Faciliter l’accès à la propriété
Au-delà des enjeux liés à la sobriété foncière, Damien Hereng insiste sur la nécessité de faciliter l’accès à la propriété. Un des freins évoqués est la RE2020, une réglementation « élitiste ». Il estime en effet que la barre qui a été fixée « est trop haute », et que les surcoûts dus à la réglementation seront importants « C’est ubuesque. En l’espace de dix ans, une construction qui consommait 1 500 € de chauffage par le passé, consomme aujourd’hui 300 € ». La nouvelle réglementation exige que ces 300 € deviennent 200 €. « Ça devient difficile ». « Dans ces sujets de performance énergétique, ce sont toujours les derniers pourcentages à gagner qui coûtent le plus cher. En rajouter une couche nous paraît complètement incohérent ». 10 000 € de surcoût, c’est 150 € de remboursement en plus par mois, explique-t-il. Et c’est bien le budget et la capacité de financement des acquéreurs qui sont impactés. Se pose alors la question de la solvabilité des ménages dans un contexte où les banques « ont resserré les critères d’accès aux crédits ».
« Nous avons un cap qui est mouvant. La difficulté, c’est que nous ne connaissons pas aujourd’hui les contraintes avec lesquels nous devrons construire les maisons dans les mois qui viennent. C’est un stress de tarif ». Un surcoût de 10% dans la construction d’une maison pèserait sur la marge des constructeurs. Des professionnels que la crise n’aura pas aidés et qui vont se retrouver en difficultés.

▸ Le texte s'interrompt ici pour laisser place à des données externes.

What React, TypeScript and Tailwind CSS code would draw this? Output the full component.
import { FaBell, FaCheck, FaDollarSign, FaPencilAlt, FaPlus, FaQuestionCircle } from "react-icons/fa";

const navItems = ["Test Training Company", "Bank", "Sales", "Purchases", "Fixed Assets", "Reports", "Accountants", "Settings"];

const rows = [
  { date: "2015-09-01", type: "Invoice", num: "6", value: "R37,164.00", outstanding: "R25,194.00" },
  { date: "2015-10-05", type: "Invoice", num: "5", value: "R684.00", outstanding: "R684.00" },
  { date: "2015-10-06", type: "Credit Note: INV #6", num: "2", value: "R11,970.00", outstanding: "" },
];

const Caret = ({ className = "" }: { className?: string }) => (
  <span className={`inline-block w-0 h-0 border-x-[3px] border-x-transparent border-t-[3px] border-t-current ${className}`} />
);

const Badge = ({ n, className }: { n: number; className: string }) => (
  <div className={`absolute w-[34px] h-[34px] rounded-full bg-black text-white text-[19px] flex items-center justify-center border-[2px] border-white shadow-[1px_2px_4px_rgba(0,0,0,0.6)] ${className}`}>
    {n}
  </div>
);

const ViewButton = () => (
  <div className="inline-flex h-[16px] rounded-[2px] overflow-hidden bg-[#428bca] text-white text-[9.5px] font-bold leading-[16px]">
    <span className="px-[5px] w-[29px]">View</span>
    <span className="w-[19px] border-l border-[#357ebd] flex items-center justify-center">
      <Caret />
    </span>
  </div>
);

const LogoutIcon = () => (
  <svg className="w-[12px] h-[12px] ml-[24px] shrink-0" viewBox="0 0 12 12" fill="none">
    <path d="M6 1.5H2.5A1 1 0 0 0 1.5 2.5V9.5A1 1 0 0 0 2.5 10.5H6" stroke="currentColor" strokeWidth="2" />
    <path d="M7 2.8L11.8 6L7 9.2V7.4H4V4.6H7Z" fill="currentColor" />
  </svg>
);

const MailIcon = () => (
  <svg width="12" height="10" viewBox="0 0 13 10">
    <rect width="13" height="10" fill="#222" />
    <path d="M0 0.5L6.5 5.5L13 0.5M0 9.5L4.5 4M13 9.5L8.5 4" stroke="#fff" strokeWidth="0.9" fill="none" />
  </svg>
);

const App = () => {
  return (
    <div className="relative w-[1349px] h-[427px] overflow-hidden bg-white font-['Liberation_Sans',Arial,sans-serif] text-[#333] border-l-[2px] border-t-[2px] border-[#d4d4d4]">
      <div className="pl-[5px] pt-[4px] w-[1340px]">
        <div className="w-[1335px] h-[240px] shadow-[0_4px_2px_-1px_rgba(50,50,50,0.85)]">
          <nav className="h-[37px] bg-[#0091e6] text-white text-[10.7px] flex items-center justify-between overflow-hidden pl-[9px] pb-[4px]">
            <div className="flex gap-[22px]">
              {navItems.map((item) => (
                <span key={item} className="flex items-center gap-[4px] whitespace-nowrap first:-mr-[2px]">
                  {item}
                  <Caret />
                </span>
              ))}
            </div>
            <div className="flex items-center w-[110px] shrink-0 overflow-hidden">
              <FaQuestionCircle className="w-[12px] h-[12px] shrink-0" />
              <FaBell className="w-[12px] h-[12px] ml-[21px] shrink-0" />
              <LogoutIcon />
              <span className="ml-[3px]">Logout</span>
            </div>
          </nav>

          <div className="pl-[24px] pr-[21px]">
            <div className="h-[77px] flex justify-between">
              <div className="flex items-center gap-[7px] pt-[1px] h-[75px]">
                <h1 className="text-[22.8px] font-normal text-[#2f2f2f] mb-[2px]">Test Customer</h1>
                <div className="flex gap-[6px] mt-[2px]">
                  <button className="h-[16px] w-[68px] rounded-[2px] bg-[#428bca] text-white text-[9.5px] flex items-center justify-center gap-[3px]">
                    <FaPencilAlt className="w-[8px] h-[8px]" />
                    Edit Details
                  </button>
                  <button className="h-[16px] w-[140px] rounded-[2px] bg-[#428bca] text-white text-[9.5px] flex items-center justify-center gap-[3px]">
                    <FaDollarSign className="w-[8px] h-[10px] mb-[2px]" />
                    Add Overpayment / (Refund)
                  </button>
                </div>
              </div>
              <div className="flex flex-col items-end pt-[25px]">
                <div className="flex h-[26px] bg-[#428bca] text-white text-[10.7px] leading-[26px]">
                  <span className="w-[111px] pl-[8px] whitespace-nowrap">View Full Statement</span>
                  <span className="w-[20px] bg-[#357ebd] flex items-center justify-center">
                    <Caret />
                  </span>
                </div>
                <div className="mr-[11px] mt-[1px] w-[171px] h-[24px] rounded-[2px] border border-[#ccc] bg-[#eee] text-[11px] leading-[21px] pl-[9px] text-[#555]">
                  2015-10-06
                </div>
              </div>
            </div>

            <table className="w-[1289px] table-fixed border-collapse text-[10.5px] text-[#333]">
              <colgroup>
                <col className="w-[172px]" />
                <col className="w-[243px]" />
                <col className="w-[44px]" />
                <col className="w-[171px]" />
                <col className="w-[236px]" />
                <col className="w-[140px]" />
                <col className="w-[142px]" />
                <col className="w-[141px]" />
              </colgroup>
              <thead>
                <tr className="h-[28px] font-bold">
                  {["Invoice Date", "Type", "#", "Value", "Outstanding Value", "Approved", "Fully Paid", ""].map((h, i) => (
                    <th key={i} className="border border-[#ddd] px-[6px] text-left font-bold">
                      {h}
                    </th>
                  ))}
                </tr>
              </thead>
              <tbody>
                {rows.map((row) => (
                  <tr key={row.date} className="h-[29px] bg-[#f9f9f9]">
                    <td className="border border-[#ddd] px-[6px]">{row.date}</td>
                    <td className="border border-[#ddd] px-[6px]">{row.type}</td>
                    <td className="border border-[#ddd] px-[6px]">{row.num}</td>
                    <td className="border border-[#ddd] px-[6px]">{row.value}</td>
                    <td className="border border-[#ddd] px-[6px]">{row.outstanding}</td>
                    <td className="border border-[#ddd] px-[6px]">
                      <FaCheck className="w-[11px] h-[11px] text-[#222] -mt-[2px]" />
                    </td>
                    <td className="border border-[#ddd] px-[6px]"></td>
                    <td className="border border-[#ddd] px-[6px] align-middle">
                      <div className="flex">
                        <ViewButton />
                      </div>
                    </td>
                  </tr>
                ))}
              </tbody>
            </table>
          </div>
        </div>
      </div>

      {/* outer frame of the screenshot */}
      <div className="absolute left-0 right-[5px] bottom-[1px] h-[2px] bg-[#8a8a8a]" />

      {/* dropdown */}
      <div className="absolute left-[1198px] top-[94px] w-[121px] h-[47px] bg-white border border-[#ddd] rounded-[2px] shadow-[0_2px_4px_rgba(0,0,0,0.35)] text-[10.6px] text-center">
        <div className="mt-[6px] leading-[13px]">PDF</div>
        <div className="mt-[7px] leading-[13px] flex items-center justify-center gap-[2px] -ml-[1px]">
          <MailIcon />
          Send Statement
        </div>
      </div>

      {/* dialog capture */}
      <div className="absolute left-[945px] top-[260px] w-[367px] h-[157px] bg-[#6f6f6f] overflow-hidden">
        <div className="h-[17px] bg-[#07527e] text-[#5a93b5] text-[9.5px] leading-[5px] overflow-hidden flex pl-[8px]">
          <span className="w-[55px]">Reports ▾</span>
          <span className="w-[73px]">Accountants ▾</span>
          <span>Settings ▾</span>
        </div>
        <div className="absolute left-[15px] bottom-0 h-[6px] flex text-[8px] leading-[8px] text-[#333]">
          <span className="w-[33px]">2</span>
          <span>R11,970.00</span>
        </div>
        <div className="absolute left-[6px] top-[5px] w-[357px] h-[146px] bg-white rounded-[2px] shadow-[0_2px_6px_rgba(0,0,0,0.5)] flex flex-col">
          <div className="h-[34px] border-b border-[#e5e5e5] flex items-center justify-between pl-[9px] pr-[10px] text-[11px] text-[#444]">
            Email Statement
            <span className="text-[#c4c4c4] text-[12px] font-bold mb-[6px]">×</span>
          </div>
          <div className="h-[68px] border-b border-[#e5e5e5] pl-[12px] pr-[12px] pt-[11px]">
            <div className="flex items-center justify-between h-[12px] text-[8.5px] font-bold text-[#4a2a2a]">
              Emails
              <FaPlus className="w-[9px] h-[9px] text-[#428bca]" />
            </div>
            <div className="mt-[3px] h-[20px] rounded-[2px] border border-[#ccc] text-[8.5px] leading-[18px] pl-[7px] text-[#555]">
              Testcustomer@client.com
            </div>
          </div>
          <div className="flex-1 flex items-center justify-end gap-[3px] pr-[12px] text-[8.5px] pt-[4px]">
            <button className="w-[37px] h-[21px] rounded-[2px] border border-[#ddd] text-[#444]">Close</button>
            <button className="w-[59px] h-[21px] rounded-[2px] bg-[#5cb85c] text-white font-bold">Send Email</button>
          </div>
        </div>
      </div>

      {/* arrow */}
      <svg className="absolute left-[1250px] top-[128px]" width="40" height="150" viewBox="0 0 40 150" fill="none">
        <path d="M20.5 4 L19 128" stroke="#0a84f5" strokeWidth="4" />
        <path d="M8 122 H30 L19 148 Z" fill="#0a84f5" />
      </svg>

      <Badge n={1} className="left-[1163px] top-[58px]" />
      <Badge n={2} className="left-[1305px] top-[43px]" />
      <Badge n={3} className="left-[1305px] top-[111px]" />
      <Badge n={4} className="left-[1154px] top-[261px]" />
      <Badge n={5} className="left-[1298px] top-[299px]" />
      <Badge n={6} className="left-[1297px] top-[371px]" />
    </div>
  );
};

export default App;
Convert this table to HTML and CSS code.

Malgré les incertitudes, Damien Hereng souhaite faire passer un message optimiste aux adhérents de la FFC et aux acquéreurs potentiels de maisons individuelles. « Cette crise a remis en perspective un certain nombre de choses, la volonté de bien être chez soi, la volonté de travailler son cadre de vie. A moyen terme, c’est quelque chose de très rassurant pour les constructeurs, et pour nos concitoyens c’est plutôt réconfortant de remettre ces valeurs-là au centre du jeu ».